_AIM OF THE EXERCISE:_ Check every line of the entries that follow, and copy the ones containing "page".

_DATA FOR THE TASK:_
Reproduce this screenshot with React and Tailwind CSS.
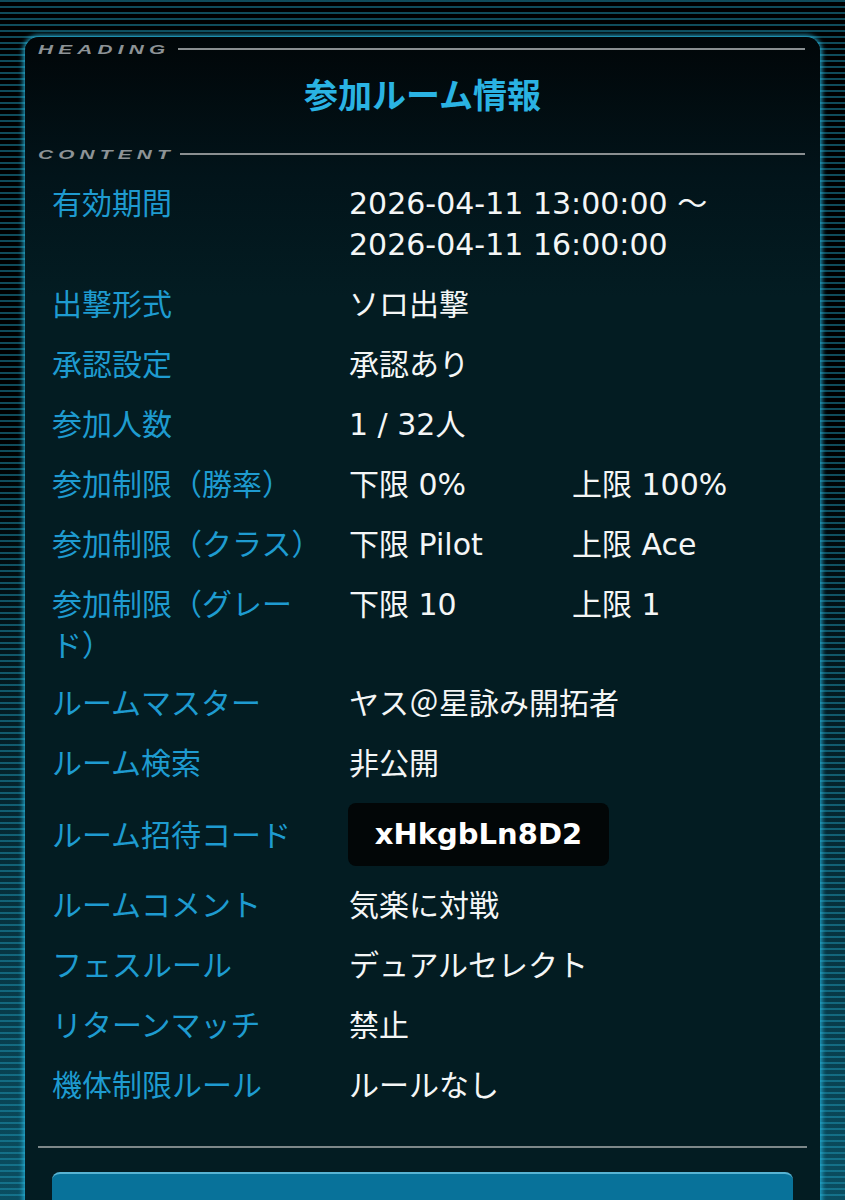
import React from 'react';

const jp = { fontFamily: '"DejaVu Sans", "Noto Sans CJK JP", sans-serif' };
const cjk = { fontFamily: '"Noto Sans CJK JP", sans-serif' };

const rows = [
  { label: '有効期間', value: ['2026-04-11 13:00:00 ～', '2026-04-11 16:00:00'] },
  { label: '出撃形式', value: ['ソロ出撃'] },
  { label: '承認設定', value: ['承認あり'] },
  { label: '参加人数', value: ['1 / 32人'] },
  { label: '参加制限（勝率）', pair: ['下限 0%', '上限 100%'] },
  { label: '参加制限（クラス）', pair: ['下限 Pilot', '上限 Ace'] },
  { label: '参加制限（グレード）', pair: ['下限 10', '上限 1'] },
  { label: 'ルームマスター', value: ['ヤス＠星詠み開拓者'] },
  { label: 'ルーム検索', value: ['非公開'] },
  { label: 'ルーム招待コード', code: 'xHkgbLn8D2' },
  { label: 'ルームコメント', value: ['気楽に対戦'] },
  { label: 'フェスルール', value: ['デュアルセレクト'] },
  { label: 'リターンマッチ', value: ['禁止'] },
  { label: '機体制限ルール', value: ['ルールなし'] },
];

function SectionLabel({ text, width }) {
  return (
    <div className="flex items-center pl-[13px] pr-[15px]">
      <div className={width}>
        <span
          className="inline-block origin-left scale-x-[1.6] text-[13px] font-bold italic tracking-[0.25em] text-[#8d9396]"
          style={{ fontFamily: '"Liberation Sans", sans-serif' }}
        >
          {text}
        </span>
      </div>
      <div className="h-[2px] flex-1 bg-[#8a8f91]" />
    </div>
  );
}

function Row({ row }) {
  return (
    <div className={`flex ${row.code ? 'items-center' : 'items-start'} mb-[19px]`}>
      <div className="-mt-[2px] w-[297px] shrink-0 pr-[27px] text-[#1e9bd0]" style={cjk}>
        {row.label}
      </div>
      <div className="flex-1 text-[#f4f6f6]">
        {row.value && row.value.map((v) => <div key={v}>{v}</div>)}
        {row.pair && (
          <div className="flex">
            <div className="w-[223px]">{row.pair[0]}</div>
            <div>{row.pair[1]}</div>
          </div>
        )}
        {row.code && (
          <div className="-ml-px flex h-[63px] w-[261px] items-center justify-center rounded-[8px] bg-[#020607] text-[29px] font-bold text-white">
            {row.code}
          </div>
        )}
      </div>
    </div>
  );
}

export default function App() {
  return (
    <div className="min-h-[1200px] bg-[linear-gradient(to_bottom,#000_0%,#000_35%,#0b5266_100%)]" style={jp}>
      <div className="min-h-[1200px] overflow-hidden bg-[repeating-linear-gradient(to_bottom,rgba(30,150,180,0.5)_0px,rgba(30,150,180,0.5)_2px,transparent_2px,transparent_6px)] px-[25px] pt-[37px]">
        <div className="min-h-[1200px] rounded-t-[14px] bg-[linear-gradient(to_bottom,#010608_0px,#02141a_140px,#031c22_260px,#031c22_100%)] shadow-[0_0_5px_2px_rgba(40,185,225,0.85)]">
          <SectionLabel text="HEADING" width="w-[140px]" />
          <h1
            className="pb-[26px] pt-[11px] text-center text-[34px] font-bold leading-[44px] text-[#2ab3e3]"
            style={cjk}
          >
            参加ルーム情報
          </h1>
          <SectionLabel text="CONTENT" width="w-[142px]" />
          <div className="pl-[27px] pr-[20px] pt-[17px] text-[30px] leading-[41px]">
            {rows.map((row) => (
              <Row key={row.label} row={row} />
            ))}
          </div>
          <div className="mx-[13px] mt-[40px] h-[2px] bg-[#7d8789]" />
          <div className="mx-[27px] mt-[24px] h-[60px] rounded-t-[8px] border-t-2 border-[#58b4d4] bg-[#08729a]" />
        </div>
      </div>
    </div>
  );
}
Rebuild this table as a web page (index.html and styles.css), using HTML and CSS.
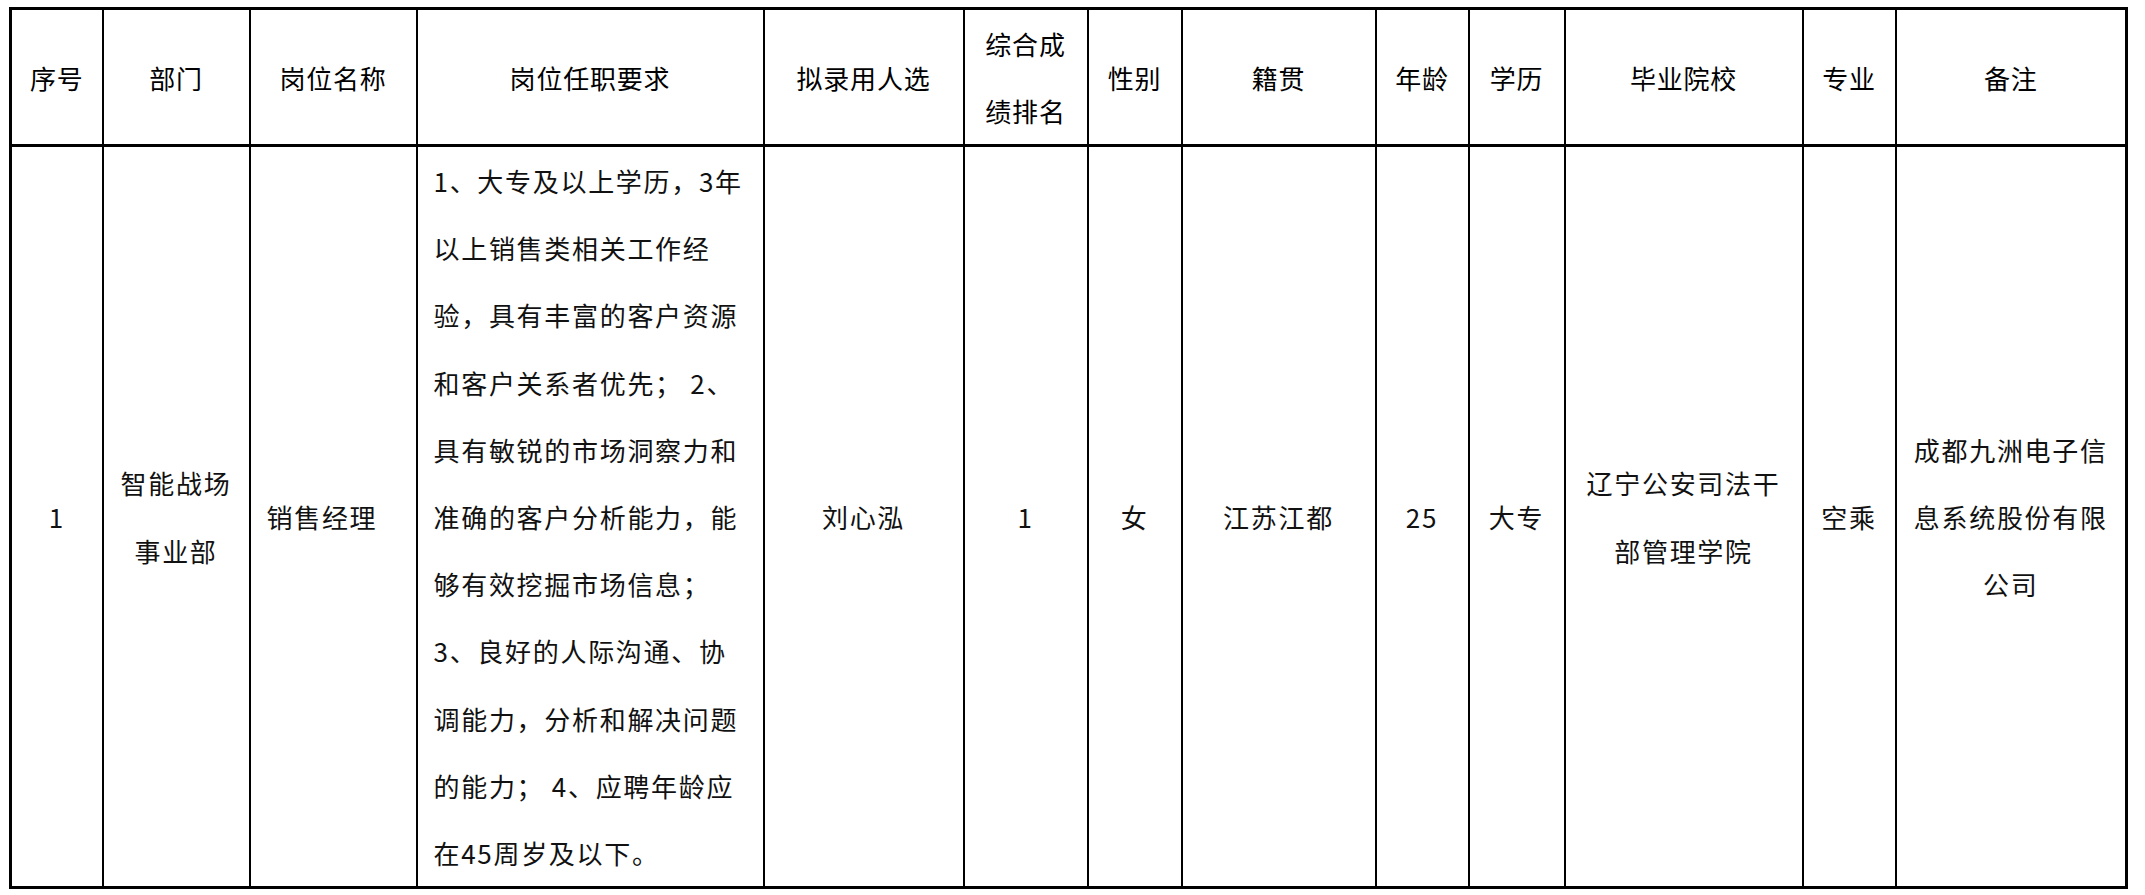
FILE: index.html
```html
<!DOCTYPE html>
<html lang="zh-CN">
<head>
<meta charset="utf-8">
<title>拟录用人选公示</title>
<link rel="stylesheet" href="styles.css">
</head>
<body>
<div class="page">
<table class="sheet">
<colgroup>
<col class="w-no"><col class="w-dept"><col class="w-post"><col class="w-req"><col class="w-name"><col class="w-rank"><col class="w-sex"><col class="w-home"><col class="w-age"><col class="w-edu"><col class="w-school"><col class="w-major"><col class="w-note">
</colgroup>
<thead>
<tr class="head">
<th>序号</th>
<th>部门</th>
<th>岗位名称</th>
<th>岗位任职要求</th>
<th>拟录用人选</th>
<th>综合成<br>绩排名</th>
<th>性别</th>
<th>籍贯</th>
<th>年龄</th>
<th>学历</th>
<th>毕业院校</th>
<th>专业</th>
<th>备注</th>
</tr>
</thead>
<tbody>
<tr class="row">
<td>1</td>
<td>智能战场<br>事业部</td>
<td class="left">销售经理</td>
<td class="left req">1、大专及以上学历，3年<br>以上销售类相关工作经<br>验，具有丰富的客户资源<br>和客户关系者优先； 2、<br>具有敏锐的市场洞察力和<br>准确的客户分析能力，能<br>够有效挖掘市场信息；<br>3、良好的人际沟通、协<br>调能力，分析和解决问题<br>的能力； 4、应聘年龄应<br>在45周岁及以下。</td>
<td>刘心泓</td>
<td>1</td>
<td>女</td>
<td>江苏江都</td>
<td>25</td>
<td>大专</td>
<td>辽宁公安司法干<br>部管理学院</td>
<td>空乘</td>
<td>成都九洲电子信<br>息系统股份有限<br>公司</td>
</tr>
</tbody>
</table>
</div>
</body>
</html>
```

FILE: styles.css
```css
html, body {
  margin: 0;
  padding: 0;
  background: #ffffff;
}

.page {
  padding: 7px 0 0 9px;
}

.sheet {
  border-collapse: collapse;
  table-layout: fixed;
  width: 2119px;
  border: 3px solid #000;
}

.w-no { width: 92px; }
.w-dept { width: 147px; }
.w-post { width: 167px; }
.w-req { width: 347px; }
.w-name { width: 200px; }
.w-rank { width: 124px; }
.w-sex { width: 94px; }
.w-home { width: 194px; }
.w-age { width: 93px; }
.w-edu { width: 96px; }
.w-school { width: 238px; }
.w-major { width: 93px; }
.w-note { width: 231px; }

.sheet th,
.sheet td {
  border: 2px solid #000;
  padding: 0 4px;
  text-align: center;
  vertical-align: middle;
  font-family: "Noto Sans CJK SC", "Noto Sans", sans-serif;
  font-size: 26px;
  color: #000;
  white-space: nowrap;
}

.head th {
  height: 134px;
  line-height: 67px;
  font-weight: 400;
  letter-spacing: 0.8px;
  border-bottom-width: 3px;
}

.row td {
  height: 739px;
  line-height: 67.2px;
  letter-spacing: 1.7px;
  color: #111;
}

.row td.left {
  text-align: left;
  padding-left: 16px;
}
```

_FINISHED EXERCISE:_
Rebuild this table as a web page (index.html and styles.css), using HTML and CSS.
<div class="page">
.page {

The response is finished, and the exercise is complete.